The rest of the paper is organized as follows: Section 2 discusses several current approaches and technologies used for dance training. Section 3 is about dance movement detection. This section further talks about the introduction to pose recognition network, and pose acceptance dance movement detection. The server software design and implementation process are discussed in section 4. Section 5 is about the experiment, which further highlights the result and analysis as well. Finally, section 6 summarized the overall theme of the paper.
2. Current Approaches toward Dance Training
2.1. Mannequin Classification
Building a human body model is a vital aspect of measuring and evaluating human posture, as it integrates the dimensions and the functional characteristics measured by the human body into the human body model, allowing for further analysis of postural parameters and training [4]. However, the human body structure is very complex, and each movement involves the movement of bones, tendons, and ligaments [5], and the number of body movements and functions is extremely large. So, the structure of the human body, such as bones and tendons, should be appropriately abstracted and simplified in modeling to minimize the complexity of the human body model without affecting the functional analysis of parameters.

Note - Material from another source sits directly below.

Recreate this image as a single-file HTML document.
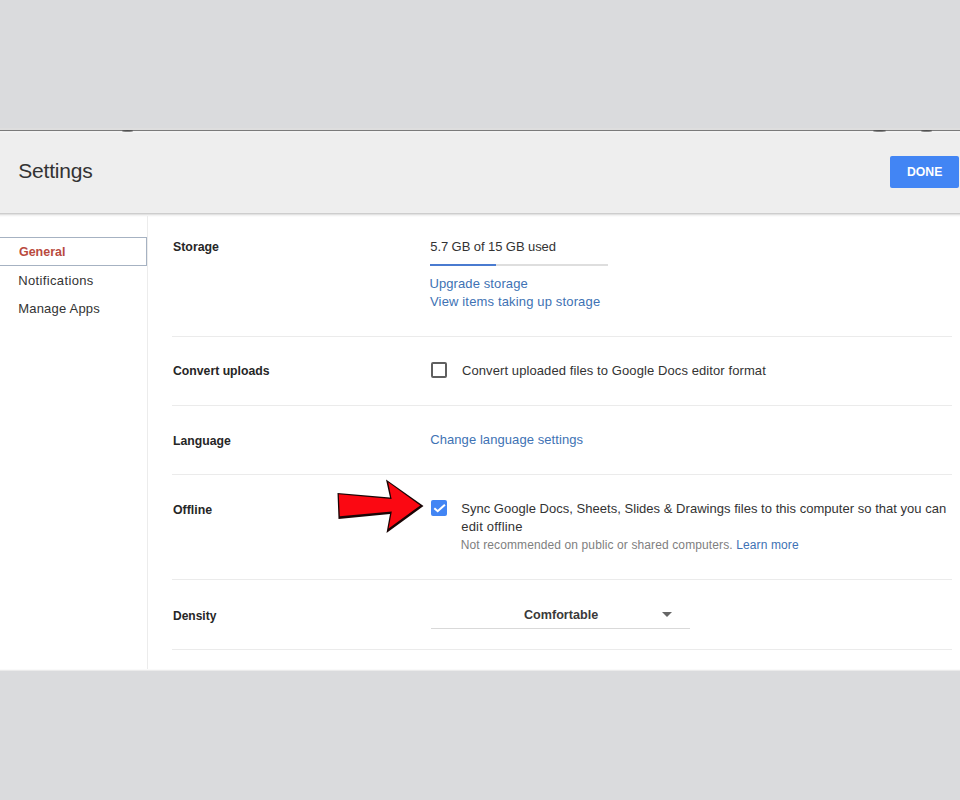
<!DOCTYPE html>
<html><head><meta charset="utf-8">
<style>
html,body{margin:0;padding:0;}
body{width:960px;height:800px;position:relative;overflow:hidden;background:#dadbdd;font-family:"Liberation Sans",sans-serif;}
.a{position:absolute;white-space:nowrap;line-height:1;}
.r{position:absolute;}
.div{position:absolute;left:172px;width:780px;height:1px;background:#ebebeb;}

</style></head>
<body>
<div class="r" style="left:0;top:128px;width:960px;height:2px;background:#dedede;"></div>
<div class="r" style="left:0;top:130px;width:960px;height:1px;background:#7a7a7a;"></div>
<div class="r" style="left:0;top:131px;width:960px;height:81px;background:#eeeeee;"></div>
<div class="r" style="left:0;top:131px;width:960px;height:2px;background:#f2f2f2;"></div>
<div class="r" style="left:0;top:212px;width:960px;height:1px;background:#efefef;"></div>
<div class="r" style="left:0;top:213px;width:960px;height:1px;background:#cdcdcd;"></div>
<div class="r" style="left:0;top:214px;width:960px;height:456px;background:#ffffff;"></div>
<div class="r" style="left:0;top:214px;width:960px;height:1px;background:#e2e2e2;"></div>
<div class="r" style="left:0;top:215px;width:960px;height:1px;background:#f3f3f3;"></div>
<div class="r" style="left:0;top:216px;width:960px;height:1px;background:#fbfbfb;"></div>
<div class="r" style="left:147px;top:216px;width:1px;height:454px;background:#ececec;"></div>
<div class="r" style="left:0;top:669px;width:960px;height:1px;background:#fafafa;"></div>
<div class="r" style="left:0;top:670px;width:960px;height:1px;background:#ebebeb;"></div>
<div class="r" style="left:122px;top:129.5px;width:11px;height:2px;border-radius:50%;background:#2a2a2a;opacity:.55;"></div>
<div class="r" style="left:873px;top:129.5px;width:13px;height:2px;border-radius:50%;background:#2a2a2a;opacity:.55;"></div>
<div class="r" style="left:921px;top:129.5px;width:11px;height:2px;border-radius:50%;background:#2a2a2a;opacity:.55;"></div>
<div class="r" style="left:890px;top:156px;width:69px;height:32px;background:#4285f4;border-radius:2px;"></div>
<div class="r" style="left:-2px;top:237px;width:147px;height:27px;border:1px solid #a6b2c2;"></div>
<div class="div" style="top:336px"></div>
<div class="div" style="top:405px"></div>
<div class="div" style="top:474px"></div>
<div class="div" style="top:579px"></div>
<div class="div" style="top:649px"></div>
<div class="r" style="left:430px;top:264px;width:178px;height:2px;background:#dedede;"></div>
<div class="r" style="left:430px;top:263.5px;width:66px;height:2.5px;background:#4a7bd0;"></div>
<div class="r" style="left:431px;top:362px;width:12px;height:12px;border:2px solid #5f5f5f;border-radius:2px;"></div>
<div class="r" style="left:431px;top:500px;width:16px;height:16px;background:#4285f4;border-radius:2px;"></div>
<svg class="r" style="left:431px;top:500px;" width="16" height="16" viewBox="0 0 16 16"><path d="M3.3 8.2 L6.7 11.2 L13.9 4.7" fill="none" stroke="#fff" stroke-width="2"/></svg>
<svg class="r" style="left:662px;top:612px;" width="10" height="5" viewBox="0 0 10 5"><path d="M0 0 L10 0 L5 5 Z" fill="#666"/></svg>
<div class="r" style="left:431px;top:628px;width:259px;height:1px;background:#d9d9d9;"></div>
<svg class="r" style="left:330px;top:472px;" width="100" height="66" viewBox="330 472 100 66">
<path d="M337.5 493 L390 497.5 L386 479.5 L423.5 506 L386.5 533 L390 514 L338.5 519 Z" fill="#1a0505"/>
<path d="M338.8 494.3 L391.6 498.9 L388.2 482.2 L420.2 505.4 L388.6 528.6 L391.8 511.4 L339.8 516.3 Z" fill="#fb0812"/>
</svg>

<div class="a" id="t_settings" style="left:18.30px;top:160.12px;font-size:21px;letter-spacing:-0.200px;color:#333;">Settings</div>
<div class="a" id="t_done" style="left:906.94px;top:164.97px;font-size:13.5px;letter-spacing:0.000px;color:#fff;font-weight:bold;transform:scaleX(0.9063);transform-origin:0px 0;">DONE</div>
<div class="a" id="t_general" style="left:18.75px;top:244.79px;font-size:13px;letter-spacing:0.000px;color:#b94a3e;font-weight:bold;transform:scaleX(0.9586);transform-origin:0px 0;">General</div>
<div class="a" id="t_notif" style="left:18.21px;top:273.69px;font-size:13px;letter-spacing:0.360px;color:#333;">Notifications</div>
<div class="a" id="t_apps" style="left:18.21px;top:301.79px;font-size:13px;letter-spacing:0.208px;color:#333;">Manage Apps</div>
<div class="a" id="t_storage" style="left:172.50px;top:239.59px;font-size:13px;letter-spacing:0.000px;color:#262626;font-weight:bold;transform:scaleX(0.9502);transform-origin:0px 0;">Storage</div>
<div class="a" id="t_used" style="left:430.24px;top:239.79px;font-size:13px;letter-spacing:-0.076px;color:#333;">5.7 GB of 15 GB used</div>
<div class="a" id="t_upgrade" style="left:429.44px;top:277.29px;font-size:13px;letter-spacing:0.103px;color:#4072b4;">Upgrade storage</div>
<div class="a" id="t_view" style="left:430.00px;top:294.99px;font-size:13px;letter-spacing:0.154px;color:#4072b4;">View items taking up storage</div>
<div class="a" id="t_convert" style="left:172.50px;top:364.24px;font-size:13px;letter-spacing:0.000px;color:#262626;font-weight:bold;transform:scaleX(0.9413);transform-origin:0px 0;">Convert uploads</div>
<div class="a" id="t_convtxt" style="left:461.98px;top:363.79px;font-size:13px;letter-spacing:0.093px;color:#333;">Convert uploaded files to Google Docs editor format</div>
<div class="a" id="t_lang" style="left:172.50px;top:433.74px;font-size:13px;letter-spacing:0.000px;color:#262626;font-weight:bold;transform:scaleX(0.9413);transform-origin:0px 0;">Language</div>
<div class="a" id="t_langlnk" style="left:430.20px;top:433.29px;font-size:13px;letter-spacing:0.077px;color:#4072b4;">Change language settings</div>
<div class="a" id="t_offline" style="left:172.50px;top:502.99px;font-size:13px;letter-spacing:0.000px;color:#262626;font-weight:bold;transform:scaleX(0.9514);transform-origin:0px 0;">Offline</div>
<div class="a" id="t_sync" style="left:461.20px;top:502.29px;font-size:13px;letter-spacing:0.030px;color:#333;">Sync Google Docs, Sheets, Slides &amp; Drawings files to this computer so that you can</div>
<div class="a" id="t_edit" style="left:461.22px;top:520.24px;font-size:13px;letter-spacing:0.204px;color:#333;">edit offline</div>
<div class="a" id="t_notrec" style="left:460.70px;top:539.24px;font-size:12px;letter-spacing:0.114px;color:#808080;">Not recommended on public or shared computers. <span style="color:#4072b4">Learn more</span></div>
<div class="a" id="t_density" style="left:172.50px;top:608.59px;font-size:13px;letter-spacing:0.000px;color:#262626;font-weight:bold;transform:scaleX(0.9234);transform-origin:0px 0;">Density</div>
<div class="a" id="t_comf" style="left:523.50px;top:607.79px;font-size:13px;letter-spacing:0.000px;color:#3a3a3a;font-weight:bold;transform:scaleX(0.9685);transform-origin:0px 0;">Comfortable</div>
</body></html>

When constructing the human body model, the simplification process must follow the following points [6]: first, construct a scientific human body model based on the precise parameters of normal human body dimensions; second, chunk the overall body structure by major joints and consider each part of the limb as a rigid body, and consider the human body’s movement as the superposition of multiple rigid body movements; third, simplify the restrictive relationships between joints, bones, and ligaments, ignoring the specific shape of bones; fourth, the description of the human body model should have parameters and quantitative standards, and the data can be processed by computer simulation modeling technology. There are several common human body models including geometric models, human rod models, human solid models, and human kinematic and kinetic models, and when choosing the type of model, the choice should be based on the scenario of model application and the need for the degree of abstraction and simplification [7].

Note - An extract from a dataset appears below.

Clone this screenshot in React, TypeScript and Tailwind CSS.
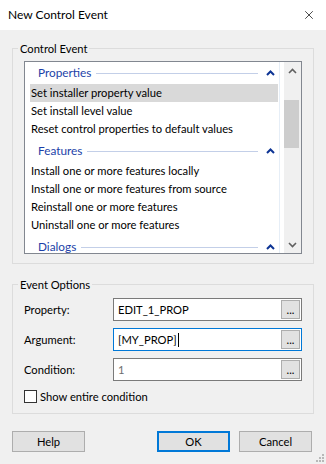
import { X } from 'lucide-react';

type Row = { kind: 'header'; label: string } | { kind: 'item'; label: string; selected?: boolean };

const rows: Row[] = [
  { kind: 'header', label: 'Properties' },
  { kind: 'item', label: 'Set installer property value', selected: true },
  { kind: 'item', label: 'Set install level value' },
  { kind: 'item', label: 'Reset control properties to default values' },
  { kind: 'header', label: 'Features' },
  { kind: 'item', label: 'Install one or more features locally' },
  { kind: 'item', label: 'Install one or more features from source' },
  { kind: 'item', label: 'Reinstall one or more features' },
  { kind: 'item', label: 'Uninstall one or more features' },
  { kind: 'header', label: 'Dialogs' },
];

const font = "font-['Lato','Open_Sans',sans-serif]";

export default function App() {
  return (
    <div className={`relative w-[326px] h-[464px] bg-[#f0f0f0] text-[11.2px] text-black flex flex-col ${font}`}>
      <div className="h-[30px] bg-white flex items-center pl-[8px] pr-[10px] shrink-0 text-[12px]">
        <span className="flex-1 leading-[16px]">New Control Event</span>
        <X className="w-[14px] h-[14px]" strokeWidth={1.2} />
      </div>

      <div className="px-[12px] pt-[18px] flex flex-col">
        <GroupBox title="Control Event" className="h-[216px]">
          <ListBox />
        </GroupBox>

        <GroupBox title="Event Options" className="h-[130px] mt-[20px]">
          <div className="flex flex-col gap-[7px] mt-[5px] ml-[11px]">
            <Field label="Property:" value="EDIT_1_PROP" />
            <Field label="Argument:" value="[MY_PROP]" focused />
            <Field label="Condition:" value="1" muted />
          </div>
          <label className="flex items-center mt-[9px] ml-[11px] h-[13px]">
            <span className="w-[13px] h-[13px] border border-[#333333] bg-white shrink-0" />
            <span className="ml-[3px] leading-[16px]">Show entire condition</span>
          </label>
        </GroupBox>

        <div className="flex items-center mt-[17px]">
          <DialogButton label="Help" />
          <div className="flex-1" />
          <DialogButton label="OK" primary />
          <div className="w-[9px]" />
          <DialogButton label="Cancel" />
          <div className="w-[2px]" />
        </div>
      </div>

      <svg className="absolute right-[2px] bottom-[2px]" width="8" height="8" viewBox="0 0 8 8">
        {[
          [6, 0],
          [3, 3],
          [6, 3],
          [0, 6],
          [3, 6],
          [6, 6],
        ].map(([x, y]) => (
          <rect key={`${x}-${y}`} x={x} y={y} width="2" height="2" fill="#b8b8b8" />
        ))}
      </svg>
    </div>
  );
}

function GroupBox({ title, className, children }: { title: string; className?: string; children: React.ReactNode }) {
  return (
    <div className={`border border-[#dcdcdc] flex flex-col ${className ?? ''}`}>
      <div className="-mt-[8px] ml-[5px] px-[2px] h-[16px] leading-[16px] bg-[#f0f0f0] w-fit">{title}</div>
      {children}
    </div>
  );
}

function ListBox() {
  return (
    <div className="mt-[4px] ml-[11px] w-[278px] h-[193px] border border-[#828790] bg-white flex">
      <div className="w-[254px] overflow-hidden">
        <div className="-mt-[2px]">
          {rows.map((row) =>
            row.kind === 'header' ? (
              <div key={row.label} className="h-[24px] pt-[4px]">
                <div className="h-[18px] flex items-center pl-[13px]">
                  <span className="text-[#1c3fa8] text-[11.8px] leading-[18px]">{row.label}</span>
                  <div className="flex-1 h-px bg-[#c3cfe8] ml-[5px]" />
                  <svg className="ml-[8px] mr-[4px]" width="9" height="6" viewBox="0 0 9 6">
                    <path d="M1 5 L4.5 1.5 L8 5" fill="none" stroke="#0d3494" strokeWidth="2" />
                  </svg>
                </div>
              </div>
            ) : (
              <div
                key={row.label}
                className={`h-[18px] leading-[18px] ml-[5px] mr-[1px] pl-[1px] whitespace-nowrap ${row.selected ? 'bg-[#d9d9d9]' : ''}`}
              >
                {row.label}
              </div>
            )
          )}
        </div>
      </div>
      <div className="w-px bg-[#e6eef7]" />
      <div className="w-[4px]" />
      <div className="w-[17px] bg-[#f0f0f0] flex flex-col">
        <div className="h-[17px] flex items-center justify-center">
          <svg width="9" height="6" viewBox="0 0 9 6">
            <path d="M1 5 L4.5 1.5 L8 5" fill="none" stroke="#606060" strokeWidth="1.6" />
          </svg>
        </div>
        <div className="flex-1 flex flex-col">
          <div className="mt-[21px] h-[48px] w-[15px] bg-[#cdcdcd]" />
        </div>
        <div className="h-[17px] flex items-center justify-center">
          <svg width="9" height="6" viewBox="0 0 9 6">
            <path d="M1 1 L4.5 4.5 L8 1" fill="none" stroke="#606060" strokeWidth="1.6" />
          </svg>
        </div>
      </div>
    </div>
  );
}

function Field({ label, value, focused, muted }: { label: string; value: string; focused?: boolean; muted?: boolean }) {
  return (
    <div className="flex items-center h-[23px]">
      <span className="w-[89px] leading-[16px]">{label}</span>
      <div
        className={`w-[189px] h-[23px] bg-white border flex items-center ${focused ? 'border-[#0078d7]' : 'border-[#7a7a7a]'}`}
      >
        <div className={`flex-1 pl-[4px] flex items-center leading-[16px] ${muted ? 'text-[#6d6d6d]' : ''}`}>
          {value}
          {focused && <span className="ml-[1px] w-px h-[14px] bg-black" />}
        </div>
        <div className="mr-[1px] w-[19px] h-[19px] bg-[#e1e1e1] border border-[#adadad] flex items-center justify-center leading-none">
          ...
        </div>
      </div>
    </div>
  );
}

function DialogButton({ label, primary }: { label: string; primary?: boolean }) {
  return (
    <div
      className={`w-[73px] h-[21px] bg-[#e1e1e1] flex items-center justify-center leading-[16px] ${primary ? 'border-2 border-[#0078d7]' : 'border border-[#adadad]'}`}
    >
      {label}
    </div>
  );
}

Geometric and bar model: geometric models are those, in which the limb is replaced by a figure and the joints connecting the limbs are represented by the overlap between the geometries, as shown in Figure 1(a) [8]. Solid model of the human body: the solid model generally refers to the use of three-dimensional graphics to represent the limbs, such as a cylinder for the limbs, a sphere for the head, and a rectangular body for the torso. The rod model uses matchstick-like segments and solid dots of different sizes to represent limbs and joints, as shown in Figure 1(b). Both models are simple to construct, but the geometric model is mostly flat and has no sense of three-dimensionality, while the stick model is more abstract and can show the human movement better.

(a)

(b)
This model adds a sense of three-dimensionality but is less realistic and is used in this paper as an example for analyzing simple actions, as shown in Figure 2 [9].

Human kinematic and kinetic model: this is a human body model constructed according to the characteristics of human motion, in which the limbs of the human body are regarded as rigid bodies and the human body is regarded as a system composed of multiple rigid bodies. The model conforms to the laws of human kinematics and can be combined with computer modeling technology to analyze the parameters of the model, which is suitable for the study of sports training and coincides with the needs of “digital” sports training [10].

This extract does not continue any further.